From the beginning, Mr. Erickson recognized the vast audience as an active partner in this shared reading experience. He welcomed feedback as he set the tone for Hank’s moonlight mission stating, “Raise your hand if it gets too scary.” The author skillfully applied an arsenal of dramatic elements evident of a seasoned storyteller. His booming voice provided inflection and emotion specific to the story. On occasion, he skillfully utilized pitch changes and accents embedding an additional layer of character emotion, which resonated specifically with younger audience members. Mr. Erickson’s humor colored his story from every angle imaginable, while providing explanation to those who needed it:
"A big, yellow Labrador retriever stumbled out of some wild plum thickets on the south side of the road, and—this is the most amazing part, so pay attention—on his head he was wearing a BIRD CAGE...that’s right, he’s a bird dog after all."
His humor united the audience in laughter and smirks, as they looked around referencing their neighbors. It allowed listeners to participate in the experience without disrupting the flow of the story’s presentation.
The evening’s acoustic finale came via the rhythmic variations characteristic of blue grass music.

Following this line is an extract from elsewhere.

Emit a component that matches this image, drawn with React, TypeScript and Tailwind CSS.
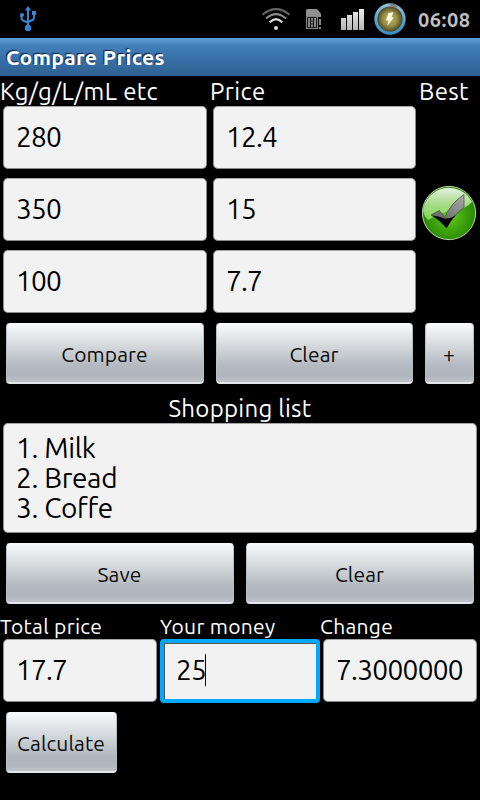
import type { ReactNode } from 'react'

const rows = [
  { amount: '280', price: '12.4' },
  { amount: '350', price: '15' },
  { amount: '100', price: '7.7' },
]

function Field({ children, className = '' }: { children: ReactNode; className?: string }) {
  return (
    <div className={`flex rounded-[5px] border border-[#8c8c8c] border-t-[#a5a5a5] bg-[#f2f2f2] pl-3 text-[28px] leading-[30px] text-black ${className}`}>
      {children}
    </div>
  )
}

function Button({ children, className = '' }: { children: ReactNode; className?: string }) {
  return (
    <button className={`h-[61px] rounded-[4px] border-x border-b-2 border-x-[#b9bec3] border-b-[#e3e5e7] bg-[linear-gradient(#fafbfc_0%,#e4e8eb_22%,#c5cacf_55%,#b2b7c0_75%,#b0b5be_90%,#c0c4c8_100%)] pt-[2px] pr-[1px] text-[21px] leading-[26px] tracking-[0.1px] text-[#0c0c0c] ${className}`}>
      {children}
    </button>
  )
}

function UsbIcon() {
  return (
    <svg className="ml-[18px] h-[28px] w-[20px]" viewBox="0 0 20 28" fill="none" stroke="#3487d3" strokeWidth="2">
      <path d="M10 4v19M10 17.500 5 15.500Q3.500 15 3.500 13V11M10 17l4.500-2Q16 14.400 16 12V9" />
      <path d="m6.800 5.500 3.200-4.500 3.200 4.500Z" fill="#3487d3" stroke="none" />
      <circle cx="4" cy="10" r="2.100" fill="#3487d3" stroke="none" />
      <path d="M14 6h4v4h-4Z" fill="#3487d3" stroke="none" />
      <circle cx="10" cy="23" r="3.2" fill="#3487d3" stroke="none" />
    </svg>
  )
}

function WifiIcon() {
  return (
    <svg className="h-[24px] w-[30px]" viewBox="0 0 30 24" fill="none" strokeWidth="2">
      <path d="M1.5 7.7Q15-3.500 28.5 7.7" stroke="#666" />
      <path d="M5 11.6Q15 2.6 25 11.6" stroke="#8b8b8b" />
      <path d="M8.8 15.2Q15 9 21.2 15.2" stroke="#ddd" strokeWidth="2.3" />
      <circle cx="15" cy="21" r="2" fill="#ddd" />
    </svg>
  )
}

function SimIcon() {
  return (
    <svg className="ml-[15px] h-[20px] w-[16px]" viewBox="0 0 16 20">
      <path d="M0 1.5Q0 0 1.5 0H11l4 4.5V8H0Z" fill="#909090" />
      <path d="M0 7h12v13H0Z" fill="#858585" />
      <path d="M1.5 8.5h9v10h-9ZM4.5 9v3M7.5 9v3M4.5 15v3M7.5 15v3M4.5 12h3v3h-3Z" stroke="#181818" fill="none" />
      <path d="M13 10h2v6h-2ZM13 18h2v2h-2Z" fill="#858585" />
    </svg>
  )
}

function SignalIcon() {
  return (
    <svg className="mt-[2px] ml-[19px] h-[22px] w-[24px]" viewBox="0 0 24 22">
      <defs>
        <linearGradient id="bars" x2="0" y2="1">
          <stop stopColor="#ededed" />
          <stop offset="1" stopColor="#b4b4b4" />
        </linearGradient>
      </defs>
      <path d="M0 9h5v12H0ZM6 6h5v15H6ZM12 3h5v18h-5ZM18 0h5v21h-5Z" fill="url(#bars)" />
    </svg>
  )
}

function BatteryIcon() {
  return (
    <svg className="ml-[7px] h-[36px] w-[36px]" viewBox="0 0 36 36">
      <defs>
        <radialGradient id="charge">
          <stop stopColor="#c4b957" />
          <stop offset=".5" stopColor="#989047" />
          <stop offset=".85" stopColor="#55512d" />
          <stop offset="1" stopColor="#2a2f22" />
        </radialGradient>
        <linearGradient id="ring" x2="0" y2="1">
          <stop stopColor="#8fbdd6" />
          <stop offset="1" stopColor="#3b90c4" />
        </linearGradient>
      </defs>
      <circle cx="18" cy="18" r="16" fill="#174a68" />
      <circle cx="18" cy="18" r="14" fill="url(#charge)" stroke="url(#ring)" strokeWidth="2.8" />
      <path d="M18 4q4 0 7 2" stroke="#8a8379" strokeWidth="3" fill="none" />
      <path d="m16.500 12 5-.8-2 5 2.2.2-6.4 8.3 1.3-5.5-2.8.3Z" fill="#fffce9" />
    </svg>
  )
}

function BestIcon() {
  return (
    <svg className="h-[56px] w-[56px]" viewBox="0 0 56 56">
      <defs>
        <radialGradient id="green" cx=".5" cy=".55" r=".55">
          <stop stopColor="#69c91f" />
          <stop offset=".5" stopColor="#40a60e" />
          <stop offset="1" stopColor="#248100" />
        </radialGradient>
        <linearGradient id="shine" x2="0" y2="1">
          <stop stopColor="#e5f1e0" />
          <stop offset=".5" stopColor="#a7dc8a" />
          <stop offset="1" stopColor="#80d94d" />
        </linearGradient>
        <linearGradient id="tick" x1="1" x2=".3" y2="1">
          <stop stopColor="#aaa" />
          <stop offset="1" stopColor="#606060" />
        </linearGradient>
      </defs>
      <circle cx="28" cy="28" r="26.6" fill="url(#green)" stroke="#b5d6aa" />
      <path d="M2 26A26 26 0 0 1 51 17Q45 24 33 25 20 27 7 35 3 31 2 26Z" fill="url(#shine)" />
      <path d="M10 30 18.500 25.500 23.500 32.500Q30 18 43 9.500V22.500Q32 30 25.500 43 18 34 10 30Z" fill="url(#tick)" stroke="#3d463a" strokeWidth=".7" />
      <path d="M11 30.500Q18 31 23.500 33.500 29 34 35 30 29.500 36 25.500 43 18 34.500 11 30.500Z" fill="#050505" />
    </svg>
  )
}

export default function App() {
  return (
    <div className="h-[800px] w-[480px] overflow-hidden bg-black font-['Ubuntu','Noto_Sans',sans-serif] text-white">
      {/* Status bar */}
      <header className="flex h-[38px] items-center">
        <UsbIcon />
        <div className="ml-auto flex items-center pr-[7px]">
          <WifiIcon />
          <SimIcon />
          <SignalIcon />
          <BatteryIcon />
          <span className="ml-[10px] w-[55px] pt-[2px] text-[20px] leading-6 font-bold tracking-[0.5px] text-[#bfbfbf]">06:08</span>
        </div>
      </header>

      <h1 className="h-[38px] bg-[linear-gradient(#5f9bd5_0%,#528fc8_10%,#427fb9_20%,#356ca3_65%,#2f618f_100%)] pl-[6px] text-[21px] leading-[38px] font-bold tracking-[0.4px] [text-shadow:-1px_-1px_1px_#122238]">
        Compare Prices
      </h1>

      {/* Compare table */}
      <div className="flex h-[30px] text-[24px] leading-[31px] tracking-[0.4px]">
        <span className="w-[210px]">Kg/g/L/mL etc</span>
        <span className="w-[209px]">Price</span>
        <span>Best</span>
      </div>
      <div className="flex">
        <div className="flex flex-col gap-[9px] pl-[3px]">
          {rows.map((row) => (
            <div key={row.amount} className="flex gap-[6px]">
              <Field className="h-[63px] w-[204px] pt-[15px] tracking-[-0.8px]">{row.amount}</Field>
              <Field className="h-[63px] w-[203px] pt-[15px] tracking-[-0.8px]">{row.price}</Field>
            </div>
          ))}
        </div>
        <div className="flex w-[64px] items-center justify-center pl-[2px] pt-[7px]">
          <BestIcon />
        </div>
      </div>
      <div className="flex gap-[12px] px-[6px] pt-[10px]">
        <Button className="w-[198px]">Compare</Button>
        <Button className="w-[197px]">Clear</Button>
        <Button className="w-[49px]">+</Button>
      </div>

      {/* Shopping list */}
      <h2 className="h-[39px] pt-[9px] text-center text-[24px] leading-[31px] tracking-[0.3px]">Shopping list</h2>
      <Field className="mx-[3px] h-[110px] flex-col pt-[9px] tracking-[-0.3px]">
        <p>1. Milk</p>
        <p>2. Bread</p>
        <p>3. Coffe</p>
      </Field>
      <div className="flex gap-[12px] px-[6px] pt-[10px]">
        <Button className="w-[228px]">Save</Button>
        <Button className="w-[228px]">Clear</Button>
      </div>

      {/* Change calculator */}
      <div className="grid h-[35px] grid-cols-3 pt-[9px] text-[21px] leading-[26px] tracking-[0.3px]">
        <span>Total price</span>
        <span>Your money</span>
        <span>Change</span>
      </div>
      <div className="flex h-[64px] gap-[3px] pl-[3px]">
        <Field className="h-[63px] w-[154px] pt-[15px] tracking-[-0.8px]">17.7</Field>
        <div className="flex h-[64px] w-[160px] rounded-[4px] border-4 border-[#00a8ff] bg-[#f2f2f2] pl-[12px] pt-[12px] text-[28px] leading-[30px] tracking-[-0.8px] text-black shadow-[inset_1px_1px_0_#555]">
          25
          <span className="-mt-px -ml-px h-[32px] w-px bg-black" />
        </div>
        <Field className="h-[63px] w-[154px] pt-[15px] tracking-[-0.7px]">7.3000000</Field>
      </div>
      <div className="pl-[6px] pt-[9px]">
        <Button className="w-[111px]">Calculate</Button>
      </div>
    </div>
  )
}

Like his other songs, episodes from his books perfectly accompanied the folk song nature of this genre. In unison, the audience listened as the lyrical story unfolded while tapping the toes of their cowboy boots, sparkling sandals, and running shoes, and then clapped in harmony between versus. A little boy of three or four clapped his hands in the air as he danced in circles around an older sibling sitting on the concrete patio. “Oh, rotten meat, rotten meat! The odor’s deliciously subtle and sweet. Coyotes love to cheat and we love to eat. This life would be rotten without rotten meat.” With fresh memories of humorous lyrics lurking in their heads, it’s easy speculate how many families spent the evening gathered around the kitchen table or snuggled up on the couch, reading the tales of Hank the Cowdog.